What you are asked to do: Spot each line in the records below where the word "Tailwind" occurs, then copy it.

Input material:
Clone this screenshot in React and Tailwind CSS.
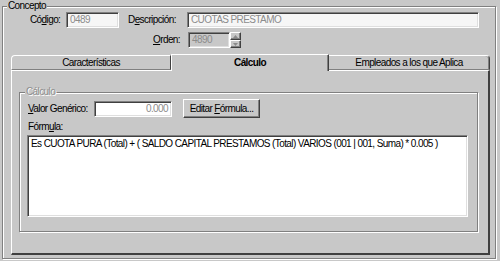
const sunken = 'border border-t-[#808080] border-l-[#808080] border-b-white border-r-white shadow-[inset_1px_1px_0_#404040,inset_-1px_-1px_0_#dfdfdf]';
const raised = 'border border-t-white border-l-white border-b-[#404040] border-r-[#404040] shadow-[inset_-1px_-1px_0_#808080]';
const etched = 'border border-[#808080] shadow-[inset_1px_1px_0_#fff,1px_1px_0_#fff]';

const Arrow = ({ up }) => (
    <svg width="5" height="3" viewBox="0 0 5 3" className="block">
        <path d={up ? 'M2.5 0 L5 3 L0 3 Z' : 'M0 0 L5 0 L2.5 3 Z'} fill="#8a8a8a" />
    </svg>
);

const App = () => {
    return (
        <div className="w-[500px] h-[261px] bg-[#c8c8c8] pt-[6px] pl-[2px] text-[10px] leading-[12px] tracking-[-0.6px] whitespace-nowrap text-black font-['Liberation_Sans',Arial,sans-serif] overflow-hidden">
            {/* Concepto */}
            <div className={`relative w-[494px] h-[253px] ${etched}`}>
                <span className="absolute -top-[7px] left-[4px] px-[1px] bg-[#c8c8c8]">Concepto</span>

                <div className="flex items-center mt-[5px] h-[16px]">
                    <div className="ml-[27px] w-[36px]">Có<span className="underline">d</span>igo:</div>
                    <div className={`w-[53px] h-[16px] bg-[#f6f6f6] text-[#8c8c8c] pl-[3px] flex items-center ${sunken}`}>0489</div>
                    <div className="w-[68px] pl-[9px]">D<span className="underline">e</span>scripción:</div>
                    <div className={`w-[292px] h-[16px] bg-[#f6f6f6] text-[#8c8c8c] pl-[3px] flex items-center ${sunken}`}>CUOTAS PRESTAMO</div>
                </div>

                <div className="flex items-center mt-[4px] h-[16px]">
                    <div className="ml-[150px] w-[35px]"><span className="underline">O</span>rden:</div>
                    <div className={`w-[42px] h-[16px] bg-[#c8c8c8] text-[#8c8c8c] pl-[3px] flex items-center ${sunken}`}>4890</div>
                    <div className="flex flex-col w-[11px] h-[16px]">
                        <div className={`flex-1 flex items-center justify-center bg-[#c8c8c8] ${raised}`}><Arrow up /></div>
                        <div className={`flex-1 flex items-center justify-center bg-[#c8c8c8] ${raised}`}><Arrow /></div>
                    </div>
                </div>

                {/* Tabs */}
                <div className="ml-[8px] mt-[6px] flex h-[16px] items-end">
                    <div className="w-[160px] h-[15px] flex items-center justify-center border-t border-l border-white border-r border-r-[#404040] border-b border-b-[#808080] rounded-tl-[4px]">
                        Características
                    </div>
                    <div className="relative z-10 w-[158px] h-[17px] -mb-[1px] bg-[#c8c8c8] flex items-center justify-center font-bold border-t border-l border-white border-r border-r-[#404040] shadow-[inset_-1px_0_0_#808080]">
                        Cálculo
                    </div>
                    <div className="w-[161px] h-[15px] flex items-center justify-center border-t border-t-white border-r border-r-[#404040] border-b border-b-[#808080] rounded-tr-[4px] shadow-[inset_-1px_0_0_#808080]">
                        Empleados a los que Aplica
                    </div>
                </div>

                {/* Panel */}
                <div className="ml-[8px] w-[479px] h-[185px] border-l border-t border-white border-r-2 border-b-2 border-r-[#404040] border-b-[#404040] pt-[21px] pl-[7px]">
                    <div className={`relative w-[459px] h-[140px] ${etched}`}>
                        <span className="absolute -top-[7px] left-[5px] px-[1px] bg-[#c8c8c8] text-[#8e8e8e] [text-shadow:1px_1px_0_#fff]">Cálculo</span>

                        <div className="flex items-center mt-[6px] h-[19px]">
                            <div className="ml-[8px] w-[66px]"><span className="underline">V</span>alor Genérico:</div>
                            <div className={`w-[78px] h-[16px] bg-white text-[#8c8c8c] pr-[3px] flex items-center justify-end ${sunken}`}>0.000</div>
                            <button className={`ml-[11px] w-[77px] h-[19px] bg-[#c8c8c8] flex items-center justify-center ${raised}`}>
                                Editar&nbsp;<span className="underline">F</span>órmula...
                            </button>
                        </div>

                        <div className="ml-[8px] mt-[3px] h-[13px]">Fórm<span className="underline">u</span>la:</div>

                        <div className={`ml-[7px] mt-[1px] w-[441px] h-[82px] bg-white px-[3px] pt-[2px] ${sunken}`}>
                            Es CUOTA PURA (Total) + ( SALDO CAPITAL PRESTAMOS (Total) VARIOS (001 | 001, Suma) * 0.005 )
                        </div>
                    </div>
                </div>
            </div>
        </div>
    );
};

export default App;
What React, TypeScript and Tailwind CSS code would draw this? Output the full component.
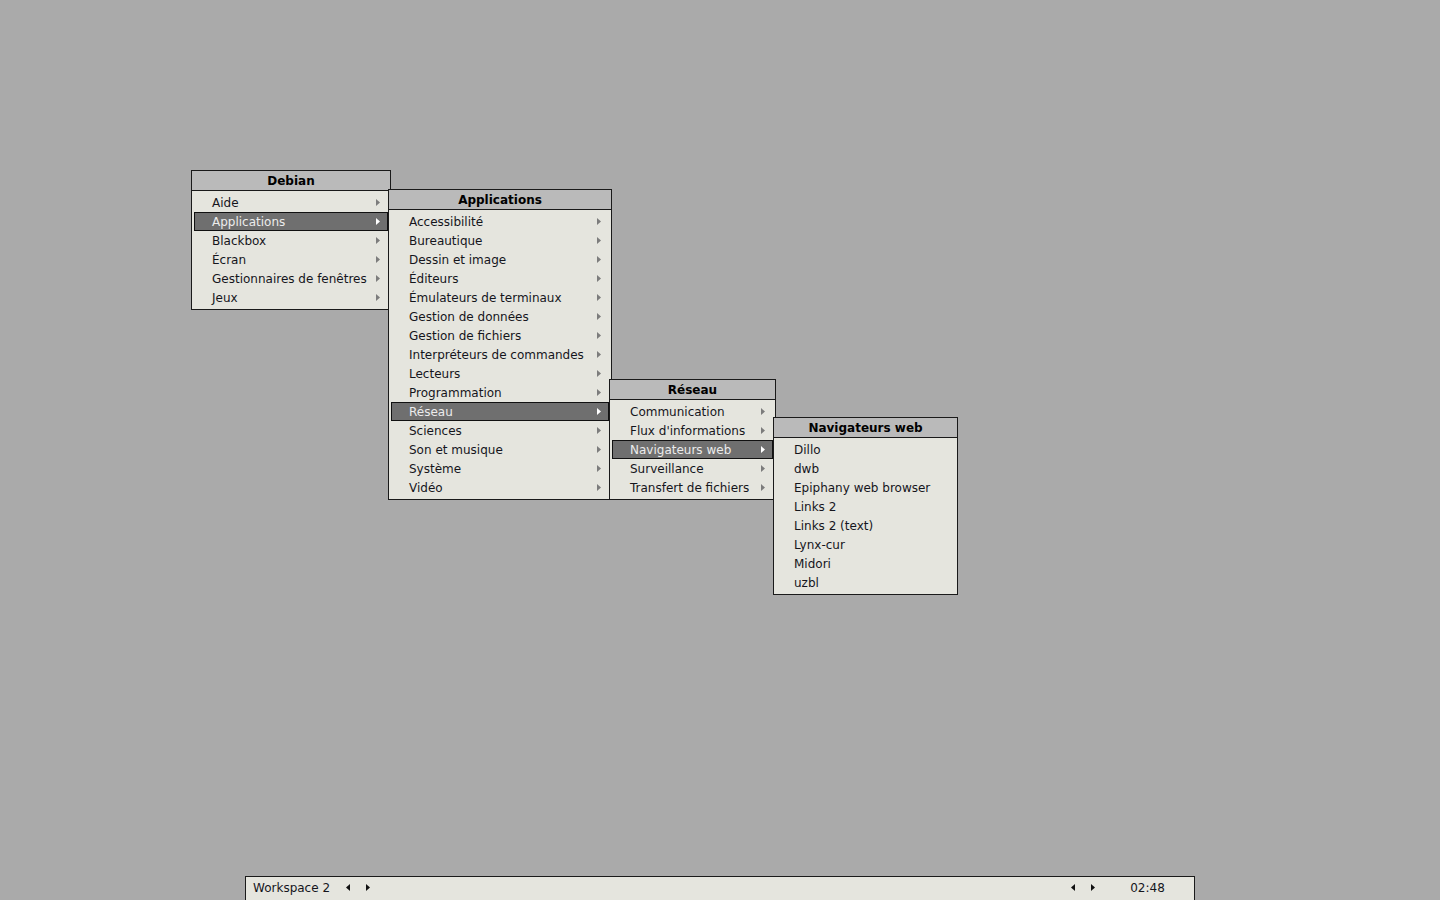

Task response:
Clone this screenshot in React and Tailwind CSS.
What React, TypeScript and Tailwind CSS code would draw this? Output the full component.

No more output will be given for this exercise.